A new California law will require daycare workers to have vaccinations for measles and whooping cough by next year.
The law was approved this week by Gov. Jerry Brown nearly a year after California's worst measles outbreak in 24 years began at Disneyland, infecting more than 130 California residents and more than two dozen other people who resided out of state.
The outbreak highlighted how measles was not just a risk to children: it was a danger to people of all ages. A Los Angeles Times story in February reported how more people are entering adulthood without being fully vaccinated, a change from previous generations as childhood measles vaccinations have dropped over the last dozen years.
During the outbreak, some organizations began to take steps to require vaccinations for adults. After eight infants at a KinderCare daycare center in a Chicago suburb fell ill with measles, the nationwide chain of 1,500 facilties said it would begin requiring measles vaccines for all staff working with babies under 15 months old.
The University of California also announced that it will for the first time require proof of four immunizations, including for measles, besides an existing requirement for Hepatitis B vaccine.
The author of the bill, state Sen. Tony Mendoza (D-Artesia), said the new law, SB 792, would protect lives.
"We must do everything in our power to protect California's children," he said in a statement released Sunday. "If this new law can prevent the loss of even one child due to a communicable disease, then it will be considered a success. Because one child's death is one too many, especially when it may be preventable."
The law, which passed the Senate 34 to 3 and the Assembly 60 to 16, requires employees and volunteers at a daycare center to be immunized against the whooping cough and measles by Sept. 1, 2016.
Workers can be exempted from the requirement by obtaining a doctor's note, indicating a medical reason why the vaccine cannot be provided, such as if a worker has a weak immune system or is undergoing chemotherapy.
The law also requires workers and volunteers to get the flu shot every year but also says they can decline it if they submit a written declaration saying they do not want the shot.

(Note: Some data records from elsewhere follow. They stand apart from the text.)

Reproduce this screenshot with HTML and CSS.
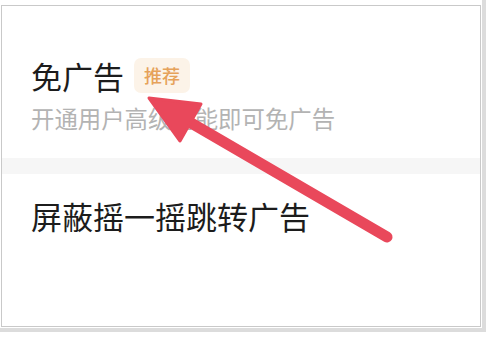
FILE: index.html
```html
<!DOCTYPE html>
<html lang="zh-CN">
<head>
<meta charset="utf-8">
<title>免广告</title>
<link rel="stylesheet" href="styles.css">
</head>
<body>
<div class="shot">
  <div class="frame">
    <section class="item item-first">
      <div class="title-row">
        <span class="title">免广告</span>
        <span class="badge">推荐</span>
      </div>
      <div class="subtitle">开通用户高级功能即可免广告</div>
    </section>
    <div class="divider"></div>
    <section class="item item-second">
      <div class="title">屏蔽摇一摇跳转广告</div>
    </section>
  </div>
  <svg class="arrow" width="492" height="338" viewBox="0 0 492 338" aria-hidden="true">
    <line x1="186" y1="120" x2="387" y2="237" stroke="#e9485b" stroke-width="11" stroke-linecap="round"/>
    <polygon points="149,98 201,104 180,141" fill="#e9485b" stroke="#e9485b" stroke-width="3" stroke-linejoin="round"/>
  </svg>
</div>
</body>
</html>
```

FILE: styles.css
```css
html, body {
  margin: 0;
  padding: 0;
  background: #ffffff;
}

body {
  font-family: "Noto Sans CJK SC", "Noto Sans", sans-serif;
  width: 492px;
  height: 338px;
  overflow: hidden;
}

.shot {
  position: relative;
  width: 486px;
  height: 332px;
  box-sizing: border-box;
  padding: 5px 6px 5px 1px;
  border-right: 4px solid #dcdcdc;
  border-bottom: 4px solid #dcdcdc;
}

.frame {
  width: 480px;
  height: 322px;
  box-sizing: border-box;
  border: 1px solid #c9c9c9;
  background: #ffffff;
  display: flex;
  flex-direction: column;
}

.item {
  padding-left: 29px;
}

.item-first {
  padding-top: 52px;
  padding-bottom: 28px;
}

.item-second {
  padding-top: 26px;
}

.title-row {
  display: flex;
  align-items: center;
  gap: 10px;
}

.title {
  font-size: 31px;
  line-height: 31px;
  color: #1c1c1c;
}

.badge {
  height: 35px;
  padding: 0 10px;
  border-radius: 7px;
  background: #fcf3e8;
  color: #e6a25a;
  font-size: 18px;
  line-height: 35px;
  font-weight: 500;
}

.subtitle {
  margin-top: 13px;
  font-size: 23.4px;
  line-height: 24px;
  color: #b3b3b3;
}

.divider {
  height: 16px;
  background: #f6f6f6;
}

.arrow {
  position: absolute;
  left: 0;
  top: 0;
  pointer-events: none;
}
```
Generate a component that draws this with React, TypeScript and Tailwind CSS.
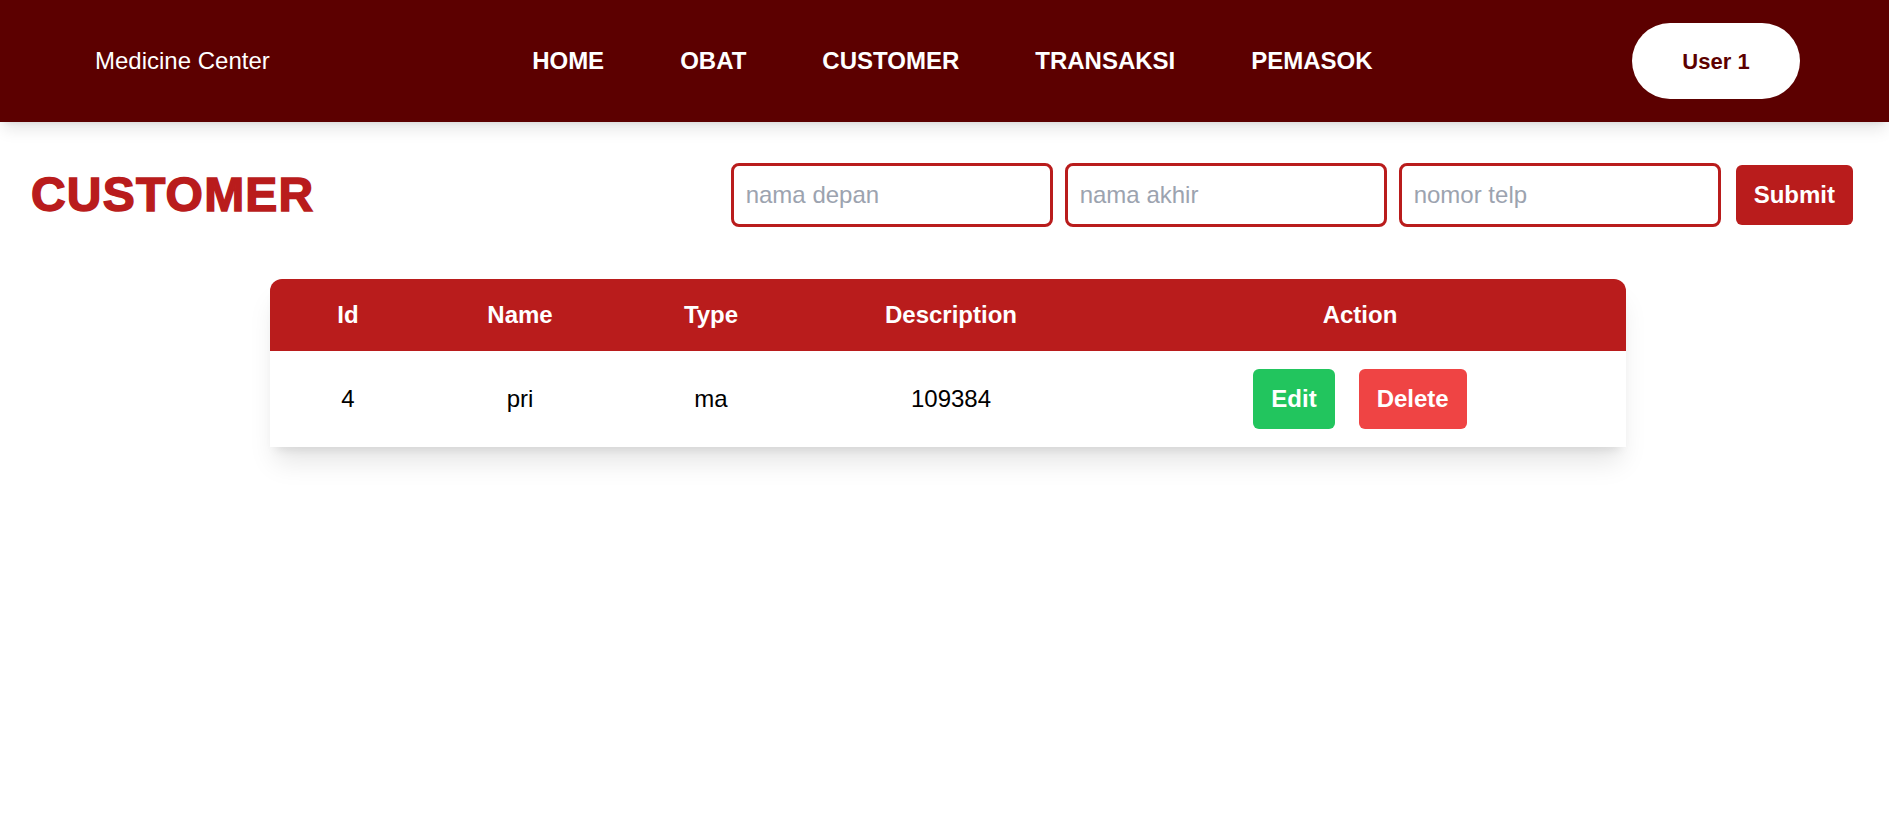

Earlier this year, the governor signed another inoculation measure that was one of the nation's toughest vaccination laws, barring most vaccine exemptions for children going to daycare or school.
Previously, parents could still send their children to nursery school or class citing a religious exemption or declaring that vaccines contradicted their personal beliefs. Now, beginning with the 2016 school year, daycare and schoolchildren must either get the state-required vaccines as a condition of entry into school, or have a medical reason why an inoculation cannot be given, such as a physician-certified allergy to a vaccine ingredient.
Parents objecting to vaccinations can choose to send their children to private home-based schools or independent studies off campus.
Public health officials said a proliferation of waivers, many sought because of unfounded concerns about the safety of vaccines, helped fuel the Disneyland measles outbreak. Dr. Gil Chavez, the state epidemiologist, said in April that immunization rates in some schools are at 50% or lower, creating an ideal environment for the virus to spread.
One effort to overturn the new tough vaccine law fell short. A referendum drive headed by former Republican Assemblyman Tim Donnelly of San Bernardino County obtained only 233,758 signatures by the deadline, and it needed 365,660 signatures of registered voters to move forward.